Gather the lines from the material that contain "page".

** Start Collected material **

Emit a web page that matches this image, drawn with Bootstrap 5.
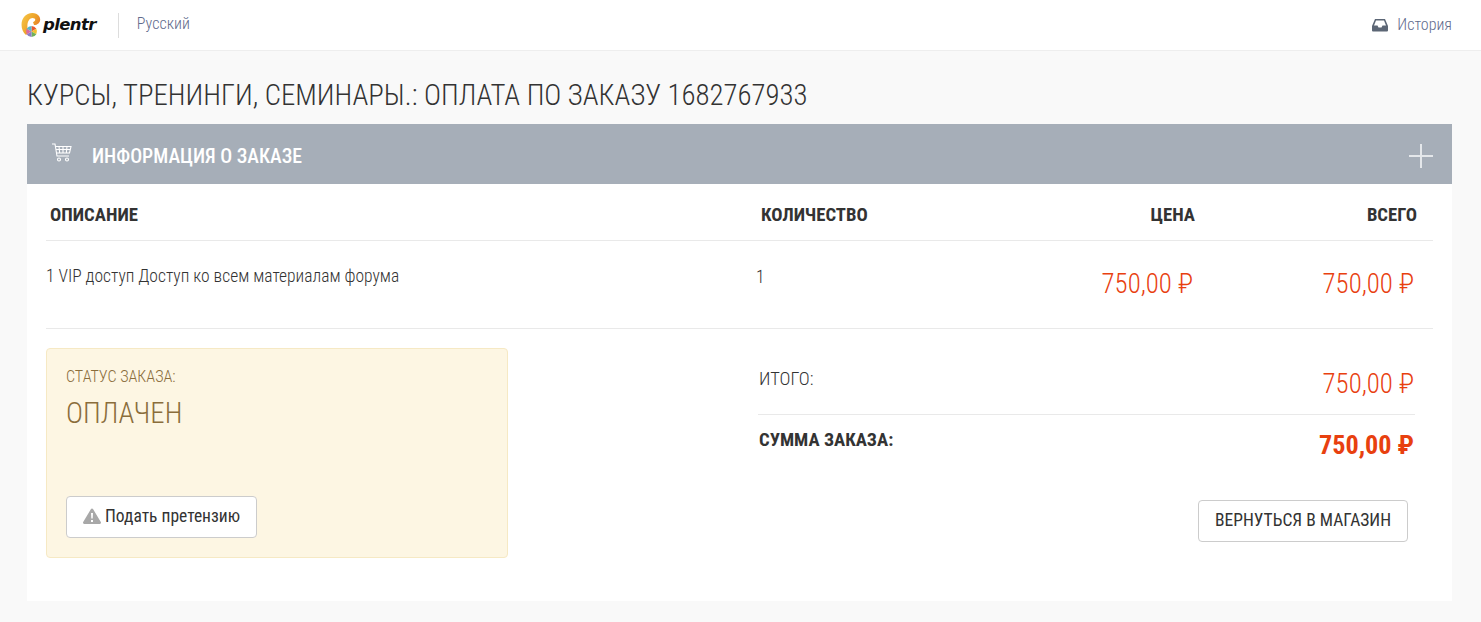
<!DOCTYPE html>
<html lang="ru">

<head>
  <meta charset="UTF-8">
  <meta name="viewport" content="width=device-width, initial-scale=1.0">
  <title>Оплата по заказу</title>
  <link href="https://cdn.jsdelivr.net/npm/bootstrap@5.3.0/dist/css/bootstrap.min.css" rel="stylesheet">
  <style>
    body {
      background-color: #f9f9f9;
      font-family: Roboto, "Liberation Sans", sans-serif;
      font-stretch: 75%;
      color: #333;
    }
    button {
      font-stretch: 75%;
    }
    .top-bar {
      height: 51px;
      background: #fff;
      border-bottom: 1px solid #eee;
      padding: 0 29px 0 21px;
    }
    .logo-word {
      font-family: "DejaVu Sans", sans-serif;
      font-stretch: normal;
      font-weight: 700;
      font-style: italic;
      font-size: 16.5px;
      letter-spacing: -0.6px;
      color: #111;
      margin-left: 1px;
    }
    .lang-link {
      border-left: 1px solid #ddd;
      margin-left: 22px;
      padding-left: 18px;
      height: 25px;
      line-height: 21px;
      font-size: 16px;
      font-weight: 300;
      color: #5f6b8c;
      text-decoration: none;
    }
    .history-link {
      font-size: 16px;
      font-weight: 300;
      color: #5f6b8c;
      text-decoration: none;
    }
    .history-link svg {
      margin-right: 1px;
    }
    .page-wrap {
      padding: 27px 29px 0 27px;
    }
    .page-head {
      font-size: 28.8px;
      font-weight: 300;
      line-height: 35px;
      margin: 0 0 11px;
      color: #333;
    }
    .order-panel {
      background: #fff;
      height: 477px;
    }
    .panel-top {
      height: 60px;
      background: #a6aeb8;
      color: #fff;
      padding: 0 19px 0 24px;
    }
    .panel-top-title {
      font-size: 19.8px;
      font-weight: 500;
      margin: 6px 0 0 20px;
    }
    .cart-mark {
      margin-top: -3px;
    }
    .plus-mark {
      width: 24px;
      height: 24px;
      margin-top: 4px;
    }
    .panel-body-in {
      padding: 0 19px;
    }
    .col-desc { width: 712px; }
    .col-qty { width: 250px; }
    .col-price { width: 188px; text-align: right; }
    .col-total { width: 222px; text-align: right; }
    .head-row {
      height: 57px;
      border-bottom: 1px solid #e9e9e9;
      font-size: 18.7px;
      font-weight: 700;
      color: #333;
      padding-left: 4px;
      padding-top: 7px;
    }
    .head-row .col-desc { width: 711px; }
    .head-row .col-qty { width: 246px; }
    .item-row {
      height: 88px;
      border-bottom: 1px solid #e9e9e9;
      font-size: 17.5px;
      font-weight: 300;
    }
    .item-row .col-desc, .item-row .col-qty { padding-top: 24px; line-height: 22px; }
    .item-row .col-qty { padding-top: 25px; margin-left: -2px; margin-right: 2px; }
    .item-row .col-price, .item-row .col-total { padding-top: 27px; }
    .item-row .col-price { padding-right: 3px; }
    .item-row .col-total { padding-right: 4px; }
    .price-text {
      font-size: 26.8px;
      font-weight: 300;
      line-height: 32px;
      color: #e8400f;
    }
    .status-box {
      width: 462px;
      height: 210px;
      margin-top: 19px;
      padding: 18px 19px;
      background: #fdf6e3;
      border: 1px solid #f6e9c4;
      border-radius: 4px;
      color: #8a6d3b;
    }
    .status-label {
      font-size: 16.100px;
      font-weight: 300;
      line-height: 20px;
    }
    .status-value {
      font-size: 28.8px;
      font-weight: 300;
      line-height: 34px;
      margin-top: 9px;
    }
    .claim-btn {
      margin-top: 66px;
      height: 42px;
      padding: 0 16px 2px;
      background: #fff;
      border: 1px solid #ccc;
      border-radius: 4px;
      font-size: 17.5px;
      color: #333;
    }
    .totals-side {
      width: 657px;
      margin-left: 250px;
    }
    .totals-row {
      border-bottom: 1px solid #e9e9e9;
      height: 86px;
      padding: 39px 1px 0 1px;
    }
    .totals-label {
      font-size: 18.5px;
      font-weight: 300;
      line-height: 22px;
    }
    .sum-row {
      height: 68px;
      padding: 13px 1px 0 1px;
    }
    .sum-label {
      font-size: 18.7px;
      font-weight: 700;
      line-height: 24px;
    }
    .sum-price {
      font-size: 26.2px;
      font-weight: 700;
      line-height: 32px;
      color: #e8400f;
      margin-top: 1px;
    }
    .back-btn {
      height: 42px;
      margin-top: 17px;
      margin-right: 7px;
      padding: 0 16px 2px;
      background: #fff;
      border: 1px solid #ccc;
      border-radius: 4px;
      font-size: 17.5px;
      color: #333;
    }
  </style>
</head>

<body>
  <div class="top-bar d-flex align-items-center justify-content-between">
    <div class="d-flex align-items-center">
      <svg width="21" height="25" viewBox="0 0 21 25">
        <defs>
          <linearGradient id="logoRing" x1="0" y1="0" x2="1" y2="0.600">
            <stop offset="0" stop-color="#f7c948"/>
            <stop offset="0.600" stop-color="#eda32a"/>
            <stop offset="1" stop-color="#e5782b"/>
          </linearGradient>
        </defs>
        <path d="M5 22C0 18-1 9 3 4C7-1 15-1 18 3C21 7 18 12 13 12L12 9C14 8.500 15 6.500 13.500 5.500C10 3.500 7 7 6.500 11C6.200 14 6.500 17 8 19Z" fill="url(#logoRing)"/>
        <path d="M10.500 18.500V13a5.500 5.500 0 0 1 4.800 2.800Z" fill="#e8572f"/>
        <path d="M10.500 18.500l4.800-2.700a5.500 5.500 0 0 1 0 5.400Z" fill="#f2c230"/>
        <path d="M10.500 18.500l4.800 2.700a5.500 5.500 0 0 1-4.800 2.800Z" fill="#6fb05a"/>
        <path d="M10.500 18.500V24a5.500 5.500 0 0 1-4.800-2.800Z" fill="#8a7fc4"/>
        <path d="M10.500 18.500l-4.800 2.700a5.500 5.500 0 0 1 0-5.400Z" fill="#d96aa0"/>
        <path d="M10.500 18.500l-4.800-2.700a5.500 5.500 0 0 1 4.800-2.800Z" fill="#58b6c9"/>
      </svg>
      <span class="logo-word">plentr</span>
      <a href="#" class="lang-link">Русский</a>
    </div>
    <a href="#" class="history-link d-flex align-items-center gap-2">
      <svg width="16" height="14" viewBox="0 0 16 14"><path d="M3 1h10l3 7v4.500a1 1 0 0 1-1 1H1a1 1 0 0 1-1-1V8ZM4 2.500 2 7.500h3.500l1 2h3l1-2H14l-2-5Z" fill="#5c6675" fill-rule="evenodd"/></svg>
      История
    </a>
  </div>

  <div class="page-wrap">
    <h1 class="page-head">КУРСЫ, ТРЕНИНГИ, СЕМИНАРЫ.: ОПЛАТА ПО ЗАКАЗУ 1682767933</h1>
    <div class="order-panel">
      <div class="panel-top d-flex align-items-center justify-content-between">
        <div class="d-flex align-items-center">
          <svg class="cart-mark" width="21" height="19" viewBox="0 0 21 19" fill="none" stroke="#fff" stroke-width="1.100">
            <path d="M1 1h3l2 12h12"/>
            <path d="M4.500 3.500H20l-1.500 6.500H6M8 3.500l.7 6.500M12 3.500v6.500M16 3.500l-.7 6.500M5 6.500h14.500"/>
            <circle cx="8" cy="16.500" r="1.500"/>
            <circle cx="16" cy="16.500" r="1.500"/>
          </svg>
          <h2 class="panel-top-title">ИНФОРМАЦИЯ О ЗАКАЗЕ</h2>
        </div>
        <svg class="plus-mark" viewBox="0 0 24 24"><path d="M12 0v24M0 12h24" stroke="#e4e7ea" stroke-width="2"/></svg>
      </div>
      <div class="panel-body-in">
        <div class="head-row d-flex align-items-center">
          <div class="col-desc">ОПИСАНИЕ</div>
          <div class="col-qty">КОЛИЧЕСТВО</div>
          <div class="col-price">ЦЕНА</div>
          <div class="col-total">ВСЕГО</div>
        </div>
        <div class="item-row d-flex">
          <div class="col-desc">1 VIP доступ Доступ ко всем материалам форума</div>
          <div class="col-qty">1</div>
          <div class="col-price"><span class="price-text">750,00 ₽</span></div>
          <div class="col-total"><span class="price-text">750,00 ₽</span></div>
        </div>
        <div class="d-flex">
          <div class="status-box">
            <div class="status-label">СТАТУС ЗАКАЗА:</div>
            <div class="status-value">ОПЛАЧЕН</div>
            <button type="button" class="claim-btn d-inline-flex align-items-center gap-1">
              <svg width="18" height="16" viewBox="0 0 18 16"><path d="M9 0.500a1.200 1.200 0 0 1 1 .6l7.800 13a1.200 1.200 0 0 1-1 1.800H1.200a1.200 1.200 0 0 1-1-1.800L8 1.100a1.200 1.200 0 0 1 1-.6ZM8 5l.3 5.500h1.400L10 5ZM8 12v2h2v-2Z" fill="#a8a8a8" fill-rule="evenodd"/></svg>
              Подать претензию
            </button>
          </div>
          <div class="totals-side">
            <div class="totals-row d-flex justify-content-between">
              <div class="totals-label">ИТОГО:</div>
              <div class="price-text">750,00 ₽</div>
            </div>
            <div class="sum-row d-flex justify-content-between">
              <div class="sum-label">СУММА ЗАКАЗА:</div>
              <div class="sum-price">750,00 ₽</div>
            </div>
            <div class="d-flex justify-content-end">
              <button type="button" class="back-btn">ВЕРНУТЬСЯ В МАГАЗИН</button>
            </div>
          </div>
        </div>
      </div>
    </div>
  </div>

  <script src="https://cdn.jsdelivr.net/npm/bootstrap@5.3.0/dist/js/bootstrap.bundle.min.js"></script>
</body>
</html>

** End Collected material **

= Result below =
Emit a web page that matches this image, drawn with Bootstrap 5.
    .page-wrap {
    .page-head {
  <div class="page-wrap">
    <h1 class="page-head">КУРСЫ, ТРЕНИНГИ, СЕМИНАРЫ.: ОПЛАТА ПО ЗАКАЗУ 1682767933</h1>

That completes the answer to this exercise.